--- start of Entries provided ---

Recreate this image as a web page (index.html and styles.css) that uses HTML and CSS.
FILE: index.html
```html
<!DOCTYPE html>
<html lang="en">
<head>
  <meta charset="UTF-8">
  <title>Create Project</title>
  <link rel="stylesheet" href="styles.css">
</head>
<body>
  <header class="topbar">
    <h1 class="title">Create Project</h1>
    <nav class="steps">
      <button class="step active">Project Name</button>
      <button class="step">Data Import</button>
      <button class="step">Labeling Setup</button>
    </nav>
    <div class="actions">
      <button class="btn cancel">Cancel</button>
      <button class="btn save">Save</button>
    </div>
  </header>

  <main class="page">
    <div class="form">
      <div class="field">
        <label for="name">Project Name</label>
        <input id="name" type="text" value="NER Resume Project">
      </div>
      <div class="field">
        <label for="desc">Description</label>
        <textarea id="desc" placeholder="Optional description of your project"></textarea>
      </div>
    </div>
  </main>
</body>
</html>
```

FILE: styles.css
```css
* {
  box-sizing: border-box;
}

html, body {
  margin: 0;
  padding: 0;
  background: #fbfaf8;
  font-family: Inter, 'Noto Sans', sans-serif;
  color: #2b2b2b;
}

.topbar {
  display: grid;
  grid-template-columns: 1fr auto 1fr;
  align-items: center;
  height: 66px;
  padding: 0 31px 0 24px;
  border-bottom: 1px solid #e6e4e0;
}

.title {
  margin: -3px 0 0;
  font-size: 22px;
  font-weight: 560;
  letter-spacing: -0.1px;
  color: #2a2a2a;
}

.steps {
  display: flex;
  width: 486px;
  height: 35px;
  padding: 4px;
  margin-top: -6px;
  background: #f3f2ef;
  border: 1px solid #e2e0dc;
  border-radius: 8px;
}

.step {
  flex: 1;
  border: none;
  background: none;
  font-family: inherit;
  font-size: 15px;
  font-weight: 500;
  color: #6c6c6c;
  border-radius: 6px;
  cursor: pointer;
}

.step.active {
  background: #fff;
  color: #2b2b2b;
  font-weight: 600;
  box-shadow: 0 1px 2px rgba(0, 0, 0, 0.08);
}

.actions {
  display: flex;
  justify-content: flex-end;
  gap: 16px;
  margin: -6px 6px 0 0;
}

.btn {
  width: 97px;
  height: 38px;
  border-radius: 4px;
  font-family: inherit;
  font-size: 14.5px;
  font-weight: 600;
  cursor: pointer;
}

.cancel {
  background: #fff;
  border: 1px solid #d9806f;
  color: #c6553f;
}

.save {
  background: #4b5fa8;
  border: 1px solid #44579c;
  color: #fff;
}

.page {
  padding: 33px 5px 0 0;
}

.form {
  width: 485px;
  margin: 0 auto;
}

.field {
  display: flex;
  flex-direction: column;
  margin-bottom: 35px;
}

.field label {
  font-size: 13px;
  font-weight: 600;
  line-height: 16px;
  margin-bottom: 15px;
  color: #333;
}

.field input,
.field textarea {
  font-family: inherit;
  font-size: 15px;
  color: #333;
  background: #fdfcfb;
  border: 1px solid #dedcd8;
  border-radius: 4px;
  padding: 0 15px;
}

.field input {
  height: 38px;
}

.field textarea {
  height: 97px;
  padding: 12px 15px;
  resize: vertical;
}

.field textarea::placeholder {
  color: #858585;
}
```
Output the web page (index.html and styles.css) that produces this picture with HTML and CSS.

--- end of Entries provided ---

Aim of the exercise: Make an exact copy of the material above.

Answer in full:
Recreate this image as a web page (index.html and styles.css) that uses HTML and CSS.
FILE: index.html
```html
<!DOCTYPE html>
<html lang="en">
<head>
  <meta charset="UTF-8">
  <title>Create Project</title>
  <link rel="stylesheet" href="styles.css">
</head>
<body>
  <header class="topbar">
    <h1 class="title">Create Project</h1>
    <nav class="steps">
      <button class="step active">Project Name</button>
      <button class="step">Data Import</button>
      <button class="step">Labeling Setup</button>
    </nav>
    <div class="actions">
      <button class="btn cancel">Cancel</button>
      <button class="btn save">Save</button>
    </div>
  </header>

  <main class="page">
    <div class="form">
      <div class="field">
        <label for="name">Project Name</label>
        <input id="name" type="text" value="NER Resume Project">
      </div>
      <div class="field">
        <label for="desc">Description</label>
        <textarea id="desc" placeholder="Optional description of your project"></textarea>
      </div>
    </div>
  </main>
</body>
</html>
```

FILE: styles.css
```css
* {
  box-sizing: border-box;
}

html, body {
  margin: 0;
  padding: 0;
  background: #fbfaf8;
  font-family: Inter, 'Noto Sans', sans-serif;
  color: #2b2b2b;
}

.topbar {
  display: grid;
  grid-template-columns: 1fr auto 1fr;
  align-items: center;
  height: 66px;
  padding: 0 31px 0 24px;
  border-bottom: 1px solid #e6e4e0;
}

.title {
  margin: -3px 0 0;
  font-size: 22px;
  font-weight: 560;
  letter-spacing: -0.1px;
  color: #2a2a2a;
}

.steps {
  display: flex;
  width: 486px;
  height: 35px;
  padding: 4px;
  margin-top: -6px;
  background: #f3f2ef;
  border: 1px solid #e2e0dc;
  border-radius: 8px;
}

.step {
  flex: 1;
  border: none;
  background: none;
  font-family: inherit;
  font-size: 15px;
  font-weight: 500;
  color: #6c6c6c;
  border-radius: 6px;
  cursor: pointer;
}

.step.active {
  background: #fff;
  color: #2b2b2b;
  font-weight: 600;
  box-shadow: 0 1px 2px rgba(0, 0, 0, 0.08);
}

.actions {
  display: flex;
  justify-content: flex-end;
  gap: 16px;
  margin: -6px 6px 0 0;
}

.btn {
  width: 97px;
  height: 38px;
  border-radius: 4px;
  font-family: inherit;
  font-size: 14.5px;
  font-weight: 600;
  cursor: pointer;
}

.cancel {
  background: #fff;
  border: 1px solid #d9806f;
  color: #c6553f;
}

.save {
  background: #4b5fa8;
  border: 1px solid #44579c;
  color: #fff;
}

.page {
  padding: 33px 5px 0 0;
}

.form {
  width: 485px;
  margin: 0 auto;
}

.field {
  display: flex;
  flex-direction: column;
  margin-bottom: 35px;
}

.field label {
  font-size: 13px;
  font-weight: 600;
  line-height: 16px;
  margin-bottom: 15px;
  color: #333;
}

.field input,
.field textarea {
  font-family: inherit;
  font-size: 15px;
  color: #333;
  background: #fdfcfb;
  border: 1px solid #dedcd8;
  border-radius: 4px;
  padding: 0 15px;
}

.field input {
  height: 38px;
}

.field textarea {
  height: 97px;
  padding: 12px 15px;
  resize: vertical;
}

.field textarea::placeholder {
  color: #858585;
}
```
Output the web page (index.html and styles.css) that produces this picture with HTML and CSS.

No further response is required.